> The data:
━━━━━━
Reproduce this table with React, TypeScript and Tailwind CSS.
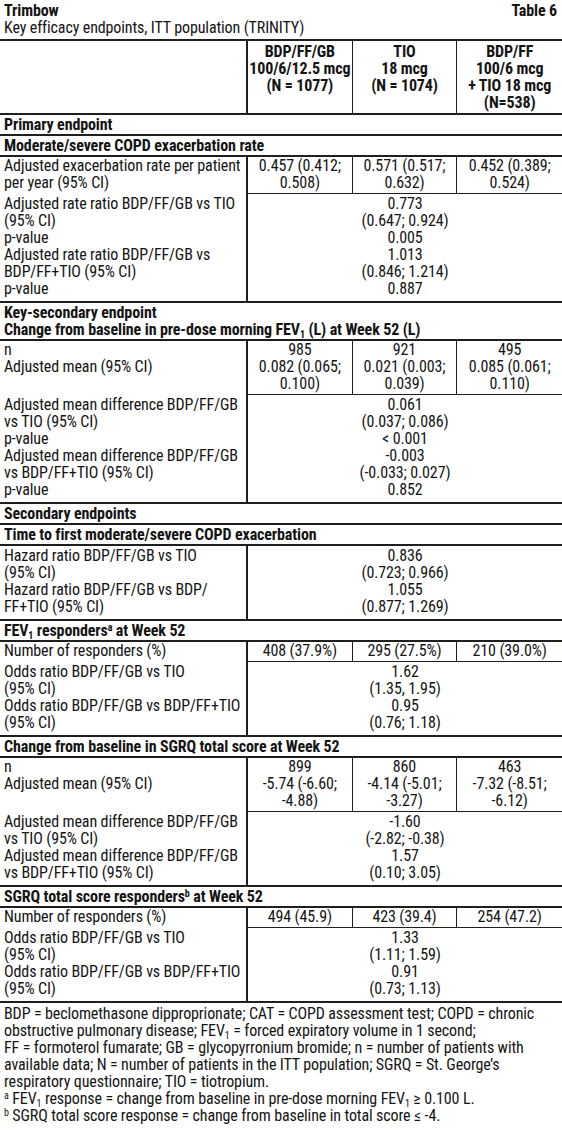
import React from "react";

type Split = { left: React.ReactNode[]; vals: React.ReactNode[][] };
type Merged = { left: React.ReactNode[]; center: React.ReactNode[] };
type Block =
  | { kind: "heading"; lines: React.ReactNode[] }
  | { kind: "data"; split?: Split; merged?: Merged };

const Sub = ({ children }: { children: React.ReactNode }) => (
  <sub className="text-[10px]">{children}</sub>
);
const Sup = ({ children }: { children: React.ReactNode }) => (
  <sup className="text-[10px]">{children}</sup>
);

const FEV = () => (
  <>
    FEV<Sub>1</Sub>
  </>
);

const blocks: Block[] = [
  { kind: "heading", lines: ["Primary endpoint"] },
  { kind: "heading", lines: ["Moderate/severe COPD exacerbation rate"] },
  {
    kind: "data",
    split: {
      left: ["Adjusted exacerbation rate per patient", "per year (95% CI)"],
      vals: [
        ["0.457 (0.412;", "0.508)"],
        ["0.571 (0.517;", "0.632)"],
        ["0.452 (0.389;", "0.524)"],
      ],
    },
    merged: {
      left: [
        "Adjusted rate ratio BDP/FF/GB vs TIO",
        "(95% CI)",
        "p-value",
        "Adjusted rate ratio BDP/FF/GB vs",
        "BDP/FF+TIO (95% CI)",
        "p-value",
      ],
      center: ["0.773", "(0.647; 0.924)", "0.005", "1.013", "(0.846; 1.214)", "0.887"],
    },
  },
  {
    kind: "heading",
    lines: [
      "Key-secondary endpoint",
      <>
        Change from baseline in pre-dose morning <FEV /> (L) at Week 52 (L)
      </>,
    ],
  },
  {
    kind: "data",
    split: {
      left: ["n", "Adjusted mean (95% CI)"],
      vals: [
        ["985", "0.082 (0.065;", "0.100)"],
        ["921", "0.021 (0.003;", "0.039)"],
        ["495", "0.085 (0.061;", "0.110)"],
      ],
    },
    merged: {
      left: [
        "Adjusted mean difference BDP/FF/GB",
        "vs TIO (95% CI)",
        "p-value",
        "Adjusted mean difference BDP/FF/GB",
        "vs BDP/FF+TIO (95% CI)",
        "p-value",
      ],
      center: ["0.061", "(0.037; 0.086)", "< 0.001", "-0.003", "(-0.033; 0.027)", "0.852"],
    },
  },
  { kind: "heading", lines: ["Secondary endpoints"] },
  { kind: "heading", lines: ["Time to first moderate/severe COPD exacerbation"] },
  {
    kind: "data",
    merged: {
      left: [
        "Hazard ratio BDP/FF/GB vs TIO",
        "(95% CI)",
        "Hazard ratio BDP/FF/GB vs BDP/",
        "FF+TIO (95% CI)",
      ],
      center: ["0.836", "(0.723; 0.966)", "1.055", "(0.877; 1.269)"],
    },
  },
  {
    kind: "heading",
    lines: [
      <>
        <FEV /> responders<Sup>a</Sup> at Week 52
      </>,
    ],
  },
  {
    kind: "data",
    split: {
      left: ["Number of responders (%)"],
      vals: [["408 (37.9%)"], ["295 (27.5%)"], ["210 (39.0%)"]],
    },
    merged: {
      left: [
        "Odds ratio BDP/FF/GB vs TIO",
        "(95% CI)",
        "Odds ratio BDP/FF/GB vs BDP/FF+TIO",
        "(95% CI)",
      ],
      center: ["1.62", "(1.35, 1.95)", "0.95", "(0.76; 1.18)"],
    },
  },
  { kind: "heading", lines: ["Change from baseline in SGRQ total score at Week 52"] },
  {
    kind: "data",
    split: {
      left: ["n", "Adjusted mean (95% CI)"],
      vals: [
        ["899", "-5.74 (-6.60;", "-4.88)"],
        ["860", "-4.14 (-5.01;", "-3.27)"],
        ["463", "-7.32 (-8.51;", "-6.12)"],
      ],
    },
    merged: {
      left: [
        "Adjusted mean difference BDP/FF/GB",
        "vs TIO (95% CI)",
        "Adjusted mean difference BDP/FF/GB",
        "vs BDP/FF+TIO (95% CI)",
      ],
      center: ["-1.60", "(-2.82; -0.38)", "1.57", "(0.10; 3.05)"],
    },
  },
  {
    kind: "heading",
    lines: [
      <>
        SGRQ total score responders<Sup>b</Sup> at Week 52
      </>,
    ],
  },
  {
    kind: "data",
    split: {
      left: ["Number of responders (%)"],
      vals: [["494 (45.9)"], ["423 (39.4)"], ["254 (47.2)"]],
    },
    merged: {
      left: [
        "Odds ratio BDP/FF/GB vs TIO",
        "(95% CI)",
        "Odds ratio BDP/FF/GB vs BDP/FF+TIO",
        "(95% CI)",
      ],
      center: ["1.33", "(1.11; 1.59)", "0.91", "(0.73; 1.13)"],
    },
  },
];

function Lines({ lines }: { lines: React.ReactNode[] }) {
  return (
    <>
      {lines.map((l, i) => (
        <div key={i} className="whitespace-nowrap">
          {l}
        </div>
      ))}
    </>
  );
}

function DataBlock({ split, merged }: { split?: Split; merged?: Merged }) {
  return (
    <div className="border-t-2 border-[#1f1f1f]">
      {split && (
        <div className="flex">
          <div className="w-[248px] shrink-0 border-r-2 border-[#1f1f1f] pb-[2px] pl-[4px]">
            <Lines lines={split.left} />
          </div>
          <div className="grid flex-1 grid-cols-3 border-b border-[#1f1f1f]">
            {split.vals.map((v, i) => (
              <div
                key={i}
                className={
                  i < 2
                    ? "border-r border-[#1f1f1f] pb-[2px] text-center"
                    : "pb-[2px] text-center"
                }
              >
                <Lines lines={v} />
              </div>
            ))}
          </div>
        </div>
      )}
      {merged && (
        <div className="flex">
          <div className="w-[248px] shrink-0 border-r-2 border-[#1f1f1f] pb-[4px] pl-[4px] pt-[1px]">
            <Lines lines={merged.left} />
          </div>
          <div className="flex-1 pb-[4px] pt-[1px] text-center">
            <Lines lines={merged.center} />
          </div>
        </div>
      )}
    </div>
  );
}

export default function App() {
  return (
    <div className="w-[562px] bg-white font-['Roboto_Condensed','Liberation_Sans',sans-serif] text-[16px] leading-[17px] tracking-[-0.12px] text-[#141414]">
      <div className="pt-[2px]">
        <div className="flex justify-between pl-[4px] pr-[5px] font-bold">
          <span>Trimbow</span>
          <span>Table 6</span>
        </div>
        <div className="pl-[4px]">Key efficacy endpoints, ITT population (TRINITY)</div>
      </div>
      <div className="mt-[3px] border-b-2 border-[#1f1f1f]">
        <div className="flex border-t-2 border-[#1f1f1f]">
          <div className="w-[248px] shrink-0 border-r-2 border-[#1f1f1f]" />
          <div className="grid flex-1 grid-cols-3 font-bold">
            <div className="border-r border-[#1f1f1f] pb-[2px] pt-[2px] text-center">
              <Lines lines={["BDP/FF/GB", "100/6/12.5 mcg", "(N = 1077)"]} />
            </div>
            <div className="border-r border-[#1f1f1f] pb-[2px] pt-[2px] text-center">
              <Lines lines={["TIO", "18 mcg", "(N = 1074)"]} />
            </div>
            <div className="pb-[2px] pt-[2px] text-center">
              <Lines lines={["BDP/FF", "100/6 mcg", "+ TIO 18 mcg", "(N=538)"]} />
            </div>
          </div>
        </div>
        {blocks.map((b, i) =>
          b.kind === "heading" ? (
            <div
              key={i}
              className="border-t-2 border-[#1f1f1f] pb-[1px] pl-[4px] pt-[1px] font-bold"
            >
              <Lines lines={b.lines} />
            </div>
          ) : (
            <DataBlock key={i} split={b.split} merged={b.merged} />
          )
        )}
      </div>
      <div className="pl-[4px] pt-[2px]">
        <Lines
          lines={[
            "BDP = beclomethasone dipproprionate; CAT = COPD assessment test; COPD = chronic",
            <>
              obstructive pulmonary disease; <FEV /> = forced expiratory volume in 1 second;
            </>,
            "FF = formoterol fumarate; GB = glycopyrronium bromide; n = number of patients with",
            "available data; N = number of patients in the ITT population; SGRQ = St. George\u2019s",
            "respiratory questionnaire; TIO = tiotropium.",
            <>
              <Sup>a</Sup> <FEV /> response = change from baseline in pre-dose morning <FEV /> {"\u2265"} 0.100 L.
            </>,
            <>
              <Sup>b</Sup> SGRQ total score response = change from baseline in total score {"\u2264"} -4.
            </>,
          ]}
        />
      </div>
    </div>
  );
}
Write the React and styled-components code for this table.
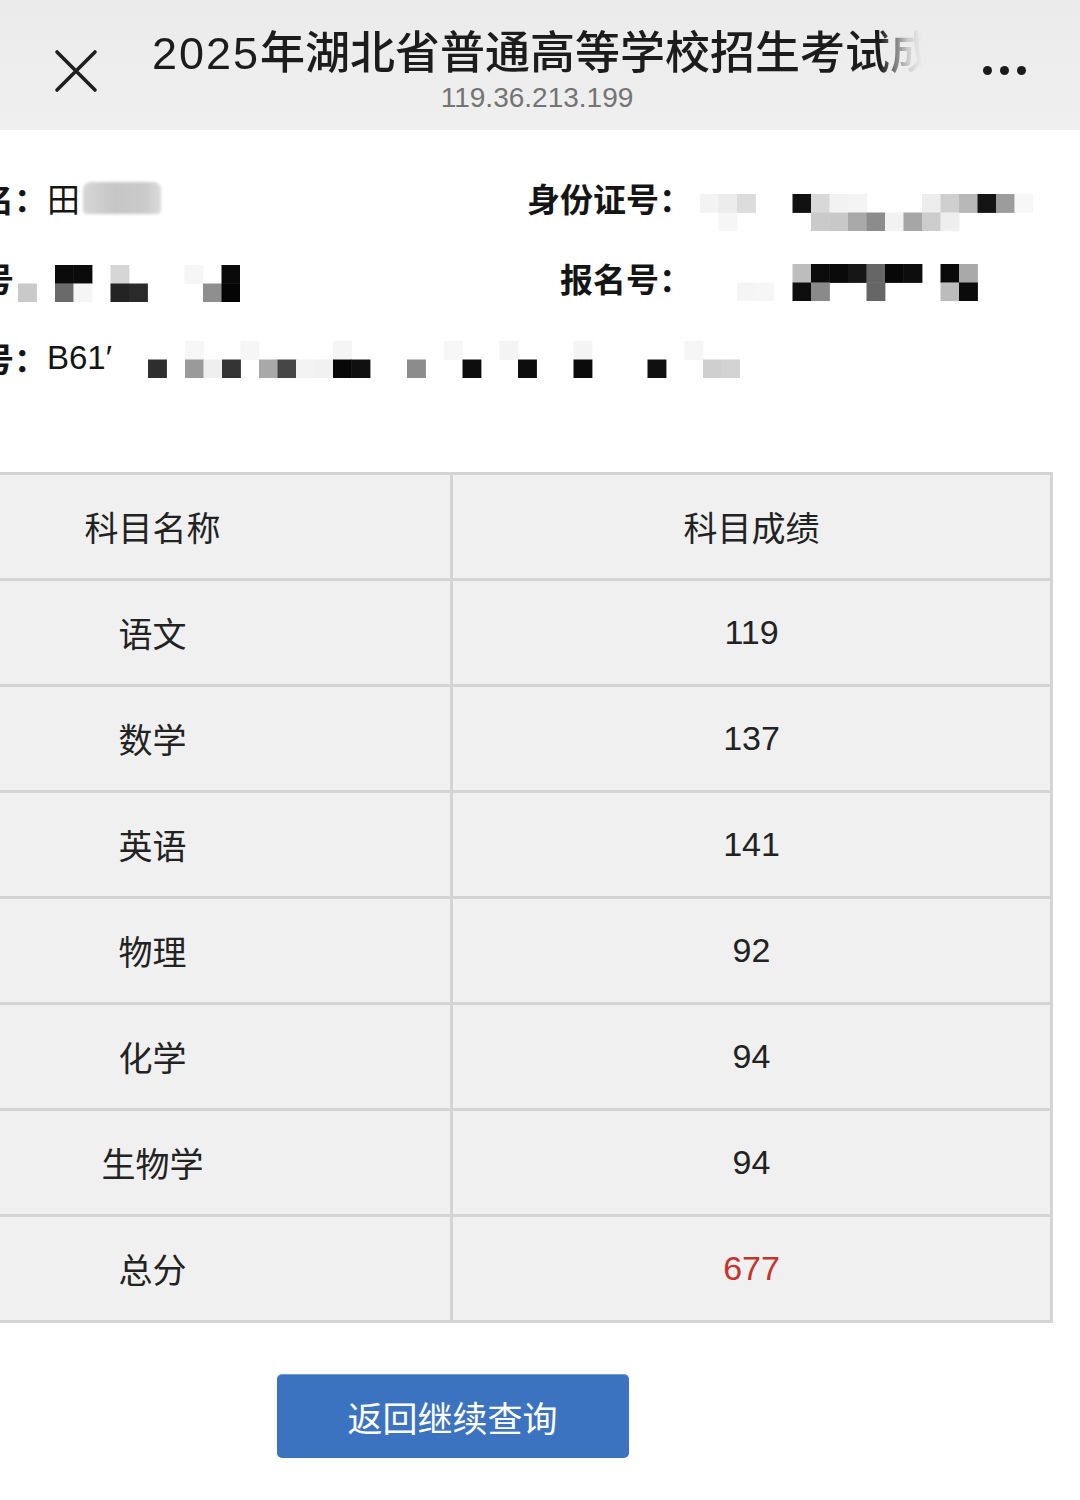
━━━━━━
> Task brief: Copy nothing but the lines from the first one in the listing through the line with "import React from", and omit the pictures.

> Result of this exercise:
Reproduce this table with React, TypeScript and Tailwind CSS.
import React from "react";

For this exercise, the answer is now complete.